It used to be the biggest things we had to complain about on Facebook were too many baby pictures and inspirational memes. Those were the days. Now, how many of you have “friends” who use Facebook to push their home businesses, i.e. pyramid schemes, i.e. Momtrepreneur crap? Repeat after me, friends do not try to trick friends into pyramid schemes on Facebook.
They don’t call them pyramid schemes anymore, the new label is “multi-level marketing,” or MLM. The difference is, MLMs have a product, pyramid schemes do not. But there are some similarities because it’s still incredibly hard to make money off of selling these products, and there is always an investment required and the recruiting of people to buy. If an old “friend” you haven’t heard from in years all of a sudden starts sending you private messages and acting like she cares about your life — don’t be fooled. There’s probably a pitch coming. Or an invitation to a “Facebook party.” Or a constant stream of pictures of her working out.
If you spot any of these items in your news feed, your old friend might be trying to sell you something. Which is fine — but I’ll just warn you that if you bite, you may be in for months of annoying emails and messages.
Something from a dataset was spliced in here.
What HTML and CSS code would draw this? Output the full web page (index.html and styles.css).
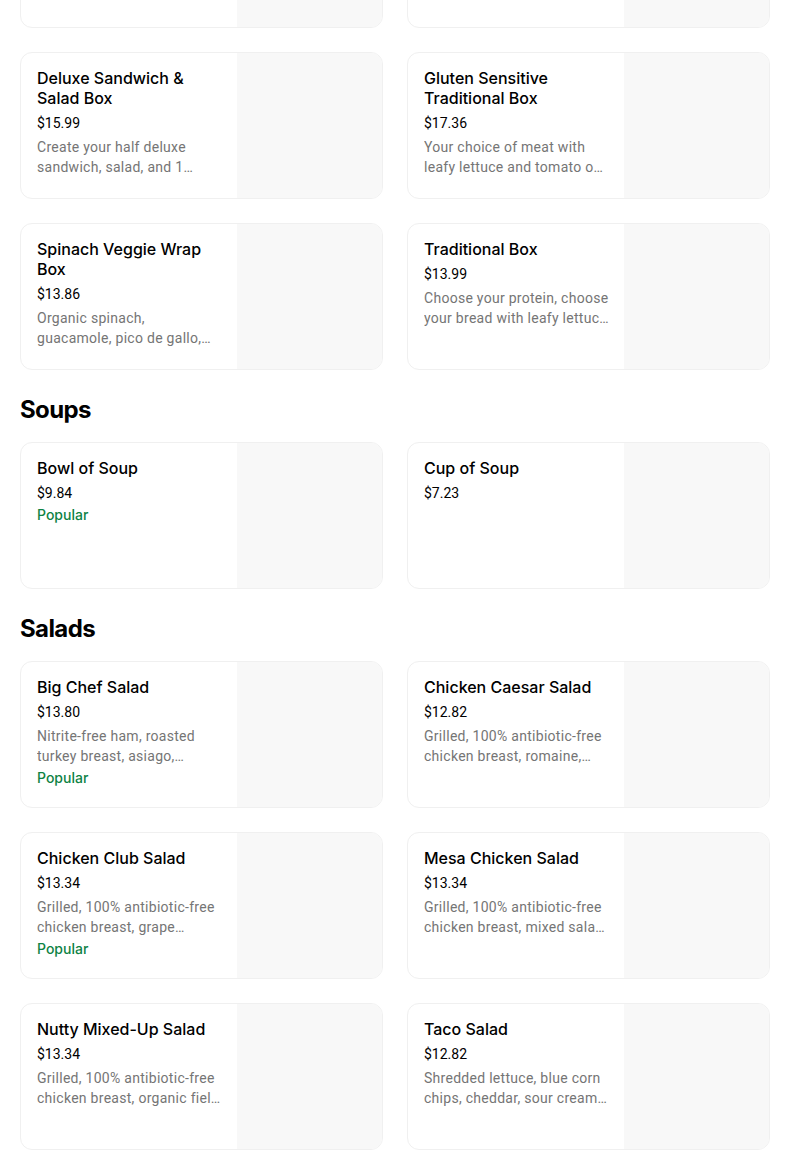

No, I don’t want your super-expensive protein shake.
I got suckered into this one once. It’s actually not bad, if you don’t mind spending $150 a month on protein shakes. The price isn’t the worst part; The purchase comes with someone emailing you constantly and nagging you about buying other products and working out. Shut up. I started using my juicer again and eating some nuts. Problem solved.
No, I don’t want to see endless videos of you working out.
This is from Beachbody, the MLM site that sells the above mentioned Shakeology. This is a combination of working out and tupperware. I’m not kidding.
You actually still look 40, and I’m not buying that face cream.
These sellers use good lighting to pretend that this face cream that has never had any clinical trials actually makes you look younger. Not sure about that. But it will make you poorer.
I’m a grown woman, I don’t want leopard-print nail art.
Adult women actually put this stuff on their nails. Then they try to get you to attend “Facebook parties,” which is a party trying to sell you stuff without even the benefit of food and drinks.
How many scented things can one person own?
It’s not a candle, it’s a scented bar that melts over a burner. I’m convinced my child would try to eat these immediately, but who knows? Almost a million people like them on Facebook, so maybe they are on to something.
There is nothing wrong with liking these products, it’s the constantly trying to sell them to your friends and family that’s annoying. Multi-level-marketing relies on
tricking convincing others that there is money to be made by joining your ranks and also becoming a seller. Since going door-to-door isn’t really how things work anymore, people naturally hit up their friends and connections on Facebook.
If you do this, you may see less and less engagement on the social network, because everyone has started unfollowing your annoying ass. Proceed with caution.